While it would be great to have a simple answer to each of these questions, attending these discussions and presentations made it clear that while the questions are universal, the answers tend to be specific to each organization, business focus and unique culture.

  1. Who should be involved in innovation? While some organizations believe that innovation is everybody’s job, others think that it is best to have small dedicated teams with special skills, training and behaviors and are protected from the dominant culture of the organization. Others recognize that they need to partner with start-ups or incubators to bring the risk and novelty that may not come from inside the organization.

  2. What is the purpose and the role of innovation in your organization? While this may appear as an easy question, too often the purpose of innovation is not clearly defined and drives many of the ambiguities, structure and funding issues related to innovation. In her presentation, Janice Frazier from Bionic reminded us that ultimately for the CEOs, innovation is about making money, but clarity on the purpose is still critical. They understand that some of the projects may only pay out in the long run and some will lose money or fail.
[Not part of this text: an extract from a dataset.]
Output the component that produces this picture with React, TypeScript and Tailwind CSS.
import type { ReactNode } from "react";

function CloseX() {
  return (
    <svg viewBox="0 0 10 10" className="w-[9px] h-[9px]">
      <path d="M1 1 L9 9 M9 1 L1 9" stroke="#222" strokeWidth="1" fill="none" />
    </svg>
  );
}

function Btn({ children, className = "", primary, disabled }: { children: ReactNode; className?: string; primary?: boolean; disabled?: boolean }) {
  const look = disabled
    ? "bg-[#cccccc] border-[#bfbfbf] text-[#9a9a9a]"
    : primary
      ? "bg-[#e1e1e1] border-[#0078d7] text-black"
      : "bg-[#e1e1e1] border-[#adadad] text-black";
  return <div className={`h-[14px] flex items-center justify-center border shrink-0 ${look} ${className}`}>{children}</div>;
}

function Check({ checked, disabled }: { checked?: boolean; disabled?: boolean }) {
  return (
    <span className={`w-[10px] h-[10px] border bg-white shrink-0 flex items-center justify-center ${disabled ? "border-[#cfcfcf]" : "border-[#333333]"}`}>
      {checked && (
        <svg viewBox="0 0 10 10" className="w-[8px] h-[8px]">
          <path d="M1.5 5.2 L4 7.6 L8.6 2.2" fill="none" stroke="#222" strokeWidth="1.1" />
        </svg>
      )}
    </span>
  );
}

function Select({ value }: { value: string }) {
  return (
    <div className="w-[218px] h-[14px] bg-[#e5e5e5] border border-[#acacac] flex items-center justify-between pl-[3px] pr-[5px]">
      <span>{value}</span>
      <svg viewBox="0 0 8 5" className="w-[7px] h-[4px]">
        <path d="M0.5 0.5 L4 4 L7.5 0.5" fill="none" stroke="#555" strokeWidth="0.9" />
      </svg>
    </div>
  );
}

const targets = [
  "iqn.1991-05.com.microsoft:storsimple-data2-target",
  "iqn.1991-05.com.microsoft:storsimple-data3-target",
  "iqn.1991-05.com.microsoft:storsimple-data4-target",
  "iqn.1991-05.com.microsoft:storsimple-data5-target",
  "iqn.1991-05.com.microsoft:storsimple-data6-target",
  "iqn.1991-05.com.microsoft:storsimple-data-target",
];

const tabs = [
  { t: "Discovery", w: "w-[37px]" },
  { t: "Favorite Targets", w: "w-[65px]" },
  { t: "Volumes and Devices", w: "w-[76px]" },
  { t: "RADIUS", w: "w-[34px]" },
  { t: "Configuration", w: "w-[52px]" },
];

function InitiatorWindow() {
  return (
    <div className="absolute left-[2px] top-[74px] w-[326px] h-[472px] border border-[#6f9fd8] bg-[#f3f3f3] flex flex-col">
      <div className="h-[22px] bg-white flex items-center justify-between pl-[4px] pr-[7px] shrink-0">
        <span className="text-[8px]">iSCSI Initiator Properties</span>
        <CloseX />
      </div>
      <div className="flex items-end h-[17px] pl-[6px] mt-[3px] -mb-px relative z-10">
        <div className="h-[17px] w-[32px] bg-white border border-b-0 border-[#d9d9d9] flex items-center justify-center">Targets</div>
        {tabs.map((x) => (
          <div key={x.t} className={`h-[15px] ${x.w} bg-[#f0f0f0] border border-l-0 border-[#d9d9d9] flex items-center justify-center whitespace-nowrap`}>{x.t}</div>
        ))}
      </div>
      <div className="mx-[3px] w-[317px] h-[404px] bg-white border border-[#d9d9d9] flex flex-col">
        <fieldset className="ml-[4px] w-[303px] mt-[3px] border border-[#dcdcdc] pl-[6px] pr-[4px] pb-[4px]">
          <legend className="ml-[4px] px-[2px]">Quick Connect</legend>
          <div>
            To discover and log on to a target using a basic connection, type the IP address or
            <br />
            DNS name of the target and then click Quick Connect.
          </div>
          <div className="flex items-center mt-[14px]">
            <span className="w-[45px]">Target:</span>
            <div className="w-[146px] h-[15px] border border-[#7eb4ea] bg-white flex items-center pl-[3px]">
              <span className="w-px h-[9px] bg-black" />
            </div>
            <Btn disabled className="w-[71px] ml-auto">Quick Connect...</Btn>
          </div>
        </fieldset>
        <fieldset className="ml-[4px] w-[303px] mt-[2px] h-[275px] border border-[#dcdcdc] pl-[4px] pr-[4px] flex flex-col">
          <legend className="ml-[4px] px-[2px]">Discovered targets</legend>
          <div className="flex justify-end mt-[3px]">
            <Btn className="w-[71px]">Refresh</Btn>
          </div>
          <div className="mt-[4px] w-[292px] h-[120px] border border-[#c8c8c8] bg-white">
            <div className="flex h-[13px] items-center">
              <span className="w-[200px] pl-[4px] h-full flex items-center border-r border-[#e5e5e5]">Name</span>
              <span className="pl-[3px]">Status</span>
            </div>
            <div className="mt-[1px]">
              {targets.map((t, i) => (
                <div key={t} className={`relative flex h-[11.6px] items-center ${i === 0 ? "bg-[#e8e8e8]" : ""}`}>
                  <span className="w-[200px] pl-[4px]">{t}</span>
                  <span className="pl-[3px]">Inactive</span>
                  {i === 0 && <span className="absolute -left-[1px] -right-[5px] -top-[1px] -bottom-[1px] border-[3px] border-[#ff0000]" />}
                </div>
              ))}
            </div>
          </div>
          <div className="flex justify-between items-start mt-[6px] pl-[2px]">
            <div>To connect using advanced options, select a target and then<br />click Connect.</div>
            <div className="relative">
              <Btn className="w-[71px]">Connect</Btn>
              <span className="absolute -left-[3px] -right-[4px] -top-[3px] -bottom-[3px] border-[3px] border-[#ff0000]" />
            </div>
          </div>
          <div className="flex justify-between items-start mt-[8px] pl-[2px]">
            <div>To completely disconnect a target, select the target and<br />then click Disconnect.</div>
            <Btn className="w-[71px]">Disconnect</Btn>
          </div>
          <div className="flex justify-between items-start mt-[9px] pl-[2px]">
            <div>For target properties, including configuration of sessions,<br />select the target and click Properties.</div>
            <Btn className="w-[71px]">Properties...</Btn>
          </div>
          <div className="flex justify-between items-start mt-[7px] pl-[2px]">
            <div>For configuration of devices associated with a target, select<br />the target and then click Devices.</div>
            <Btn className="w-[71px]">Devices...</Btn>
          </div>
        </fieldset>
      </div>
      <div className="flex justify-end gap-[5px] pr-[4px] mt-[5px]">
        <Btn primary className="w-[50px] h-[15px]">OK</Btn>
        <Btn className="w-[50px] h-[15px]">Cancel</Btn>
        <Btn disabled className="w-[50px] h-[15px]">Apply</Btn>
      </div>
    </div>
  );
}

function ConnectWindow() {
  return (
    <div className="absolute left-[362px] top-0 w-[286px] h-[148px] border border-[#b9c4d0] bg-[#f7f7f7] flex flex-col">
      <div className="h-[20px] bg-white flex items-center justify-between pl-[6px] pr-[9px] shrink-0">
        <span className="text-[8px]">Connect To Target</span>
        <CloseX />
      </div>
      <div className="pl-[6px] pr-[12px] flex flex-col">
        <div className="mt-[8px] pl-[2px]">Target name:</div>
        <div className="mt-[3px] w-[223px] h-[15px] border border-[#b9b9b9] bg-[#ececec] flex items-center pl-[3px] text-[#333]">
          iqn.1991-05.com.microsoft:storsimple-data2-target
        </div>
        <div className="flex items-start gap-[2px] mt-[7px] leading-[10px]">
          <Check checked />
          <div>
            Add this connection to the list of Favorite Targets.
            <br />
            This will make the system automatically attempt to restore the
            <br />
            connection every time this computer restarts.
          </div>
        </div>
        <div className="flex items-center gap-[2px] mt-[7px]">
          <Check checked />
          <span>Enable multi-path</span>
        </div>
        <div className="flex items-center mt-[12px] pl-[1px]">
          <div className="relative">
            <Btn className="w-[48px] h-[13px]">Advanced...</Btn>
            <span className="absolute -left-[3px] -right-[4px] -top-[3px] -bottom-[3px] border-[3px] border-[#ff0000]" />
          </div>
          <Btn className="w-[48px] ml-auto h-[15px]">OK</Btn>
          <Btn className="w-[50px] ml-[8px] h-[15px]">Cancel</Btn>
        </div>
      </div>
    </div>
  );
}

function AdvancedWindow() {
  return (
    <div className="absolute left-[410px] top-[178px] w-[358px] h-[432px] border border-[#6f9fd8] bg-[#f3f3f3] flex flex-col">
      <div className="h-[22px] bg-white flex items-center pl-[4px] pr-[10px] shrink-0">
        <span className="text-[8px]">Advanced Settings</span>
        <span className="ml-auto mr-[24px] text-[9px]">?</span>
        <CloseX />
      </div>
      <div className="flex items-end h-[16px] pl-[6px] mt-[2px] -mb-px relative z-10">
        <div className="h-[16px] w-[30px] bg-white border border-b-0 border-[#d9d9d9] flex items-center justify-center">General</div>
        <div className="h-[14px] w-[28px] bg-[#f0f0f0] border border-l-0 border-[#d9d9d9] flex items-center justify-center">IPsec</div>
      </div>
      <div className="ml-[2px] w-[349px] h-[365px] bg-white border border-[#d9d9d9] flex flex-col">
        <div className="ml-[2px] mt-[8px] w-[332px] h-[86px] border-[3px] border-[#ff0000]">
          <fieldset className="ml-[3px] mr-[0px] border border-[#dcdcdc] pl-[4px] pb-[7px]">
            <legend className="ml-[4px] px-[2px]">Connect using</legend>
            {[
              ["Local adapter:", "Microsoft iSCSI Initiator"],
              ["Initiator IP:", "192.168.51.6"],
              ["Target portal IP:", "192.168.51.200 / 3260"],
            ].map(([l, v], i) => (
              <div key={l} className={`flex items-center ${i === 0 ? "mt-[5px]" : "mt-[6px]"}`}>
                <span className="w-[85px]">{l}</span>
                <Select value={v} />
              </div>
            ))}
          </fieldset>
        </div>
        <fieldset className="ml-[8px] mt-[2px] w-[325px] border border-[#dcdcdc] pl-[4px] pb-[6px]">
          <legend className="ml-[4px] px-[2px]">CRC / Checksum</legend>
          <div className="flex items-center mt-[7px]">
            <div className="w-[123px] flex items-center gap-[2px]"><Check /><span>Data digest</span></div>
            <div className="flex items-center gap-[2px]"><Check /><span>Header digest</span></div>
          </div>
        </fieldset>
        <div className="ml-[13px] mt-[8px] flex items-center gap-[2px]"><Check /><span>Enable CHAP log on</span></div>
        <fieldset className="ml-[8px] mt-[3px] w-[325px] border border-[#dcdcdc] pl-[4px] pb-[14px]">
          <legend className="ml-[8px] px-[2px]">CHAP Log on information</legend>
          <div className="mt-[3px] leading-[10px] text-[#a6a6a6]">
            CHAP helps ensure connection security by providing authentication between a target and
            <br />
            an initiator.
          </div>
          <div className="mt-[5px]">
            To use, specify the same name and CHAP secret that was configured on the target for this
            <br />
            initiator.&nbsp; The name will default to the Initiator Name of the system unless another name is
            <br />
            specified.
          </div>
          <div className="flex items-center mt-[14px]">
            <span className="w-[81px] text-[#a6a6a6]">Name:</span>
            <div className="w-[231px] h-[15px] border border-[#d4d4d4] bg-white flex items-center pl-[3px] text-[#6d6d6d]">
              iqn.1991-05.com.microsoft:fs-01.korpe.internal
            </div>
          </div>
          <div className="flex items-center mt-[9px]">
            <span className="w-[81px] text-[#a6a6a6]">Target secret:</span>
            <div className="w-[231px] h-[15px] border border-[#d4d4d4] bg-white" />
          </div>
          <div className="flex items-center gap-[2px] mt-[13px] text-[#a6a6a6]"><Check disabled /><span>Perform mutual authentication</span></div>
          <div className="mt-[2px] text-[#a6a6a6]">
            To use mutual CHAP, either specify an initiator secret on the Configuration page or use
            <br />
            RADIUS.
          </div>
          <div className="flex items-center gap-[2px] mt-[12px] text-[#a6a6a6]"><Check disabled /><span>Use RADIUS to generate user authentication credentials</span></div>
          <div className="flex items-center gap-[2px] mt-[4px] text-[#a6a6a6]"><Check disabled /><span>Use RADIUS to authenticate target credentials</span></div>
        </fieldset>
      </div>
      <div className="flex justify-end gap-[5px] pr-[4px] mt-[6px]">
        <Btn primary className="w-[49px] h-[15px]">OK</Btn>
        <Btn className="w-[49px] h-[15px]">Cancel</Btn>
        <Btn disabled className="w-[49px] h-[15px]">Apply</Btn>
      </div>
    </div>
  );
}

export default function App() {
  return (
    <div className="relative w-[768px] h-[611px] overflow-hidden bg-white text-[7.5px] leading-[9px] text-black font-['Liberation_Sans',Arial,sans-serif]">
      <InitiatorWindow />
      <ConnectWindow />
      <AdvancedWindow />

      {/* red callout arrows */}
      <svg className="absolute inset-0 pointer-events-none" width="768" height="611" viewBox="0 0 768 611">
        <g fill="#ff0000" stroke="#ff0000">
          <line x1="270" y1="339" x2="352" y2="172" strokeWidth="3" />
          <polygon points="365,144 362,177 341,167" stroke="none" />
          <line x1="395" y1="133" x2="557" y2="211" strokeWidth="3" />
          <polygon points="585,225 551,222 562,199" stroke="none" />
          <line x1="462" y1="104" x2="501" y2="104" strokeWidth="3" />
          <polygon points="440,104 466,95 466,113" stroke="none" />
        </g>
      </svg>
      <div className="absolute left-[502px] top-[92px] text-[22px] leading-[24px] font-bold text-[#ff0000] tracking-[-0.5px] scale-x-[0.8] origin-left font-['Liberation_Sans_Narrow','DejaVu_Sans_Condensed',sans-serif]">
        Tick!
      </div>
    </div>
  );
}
It is important to define the type of innovation you are focusing on (core, adjacent or transformational) because the approaches, criteria for funding mechanisms and level of risks are different. While transformational innovation is likely to bring significant revenue in the long term it is also the most risky and hardest to evaluate.

  3. What are the Key Performance Indicators (KPI) and metrics to measure success? There is a wide acknowledgment that to be successful, an organization needs to measure success around innovation but the challenge is selecting meaningful KPIs. While they are different for each organization, traditional indicators measuring the “input” (such as number of employee trained) are not enough. It is more important to measure the outcome for instance looking at change of behavior in employees (i.e. who is able to suggest an idea, or how much time is dedicated to experiments…) or speed to market.

  4. How good is your organization at embracing early experimentation and testing? There was a consensus that it is important to adopt a fast prototyping, fail fast mentality if one wants to be successful with innovation projects. In an organization like Tower Willis Watson (a large consulting firm), this is best done with a small team that can adopt a start-up mentality while still benefiting from being part of a large organization. Barry O’Reilly from Exec camp describes this type of environment as “small batches and test culture”. Brant Cooper from Moves the Needle emphasized the concept of “meritocracy of ideas”, having the best ideas wins (through experimentation) rather than arguing which one is best.

  5. What is the best approach to funding innovation projects? Several speakers discussed the importance of a clear protocol for financing innovation projects. Barry O’Reilly (ExecCamp) recommends the “zombie approach” when projects are regularly reviewed and compared and some projects are “killed” to provide more funding for projects that are showing stronger potential (rather than keep funding many projects for a long time), therefore maximizing the odds of success.

  6. How to scale innovation? Jonathan Bertfield of Spinnaker presented a very interesting model to answer the question of when an organization is ready to scale up innovation. He explains that it is only when all elements of thinking, doing and being innovative are aligned for each key dimensions that scalability can happen, otherwise innovation will be limited by the weakest element (see model at Spinnaker.)

  7. How to create a start-up mentality in a large organization? Janice Frazier shared that none of the innovative approaches (i.e. accelerators, center of excellence, 20% time…) deliver hyper-growth because, no matter which approach is used, the ways the process is managed with a lot of planning, gate keepers and funding mechanisms, make it impossible to succeed. Only with a new protocol and by applying the lessons of venture entrepreneurship can projects succeed: what is needed is a dedicated team, a funding based on a clear process, “Unblockers” (including the CEO), who are willing to take risks, the right people that have a “pirates” mentality and the ability to kill zombie projects (projects that are not relevant anymore but keep taking funding away from new opportunities). Karen O’Leonard from Willis Tower Watson explained how having a very small team and limited funding require her to collaborate and convince others early on in their projects the same way a start-up would have to convince early investors, therefore insuring internal buy-in.

  8. Is Innovation more about ideas or problems? In his review of successful innovators, Greg Satell of Mapping Innovation emphasized that the only common elements successful innovators have in common is “a systematic and disciplined process to identify new problems”. He went on to explain that innovation is not about ideas but about the funding and resources around meaningful problems. As an example, Google gives free time to employees to work on problems with the idea that if many work on the same issue, it is likely that the problem is significant.

  9. Which process is best to help with innovation? From all the discussions and presentations, Design Thinking and Lean (and to a lesser extent Agile) appear to be the processes mostly used by the organizations attending the conference. A process cannot solve all your innovation challenges, but if you do not have a clear process shared through the organization (or at least those involved in innovation projects) where employees are trained AND have a chance to use the process regularly until it becomes a different way to think, it is unlikely you will succeed.

I hope this has given you some “food for thought” and that you can in turn wonder if any of these questions are being discussed in your organization now. Which one is worth reviewing with your team, your management or your clients right now?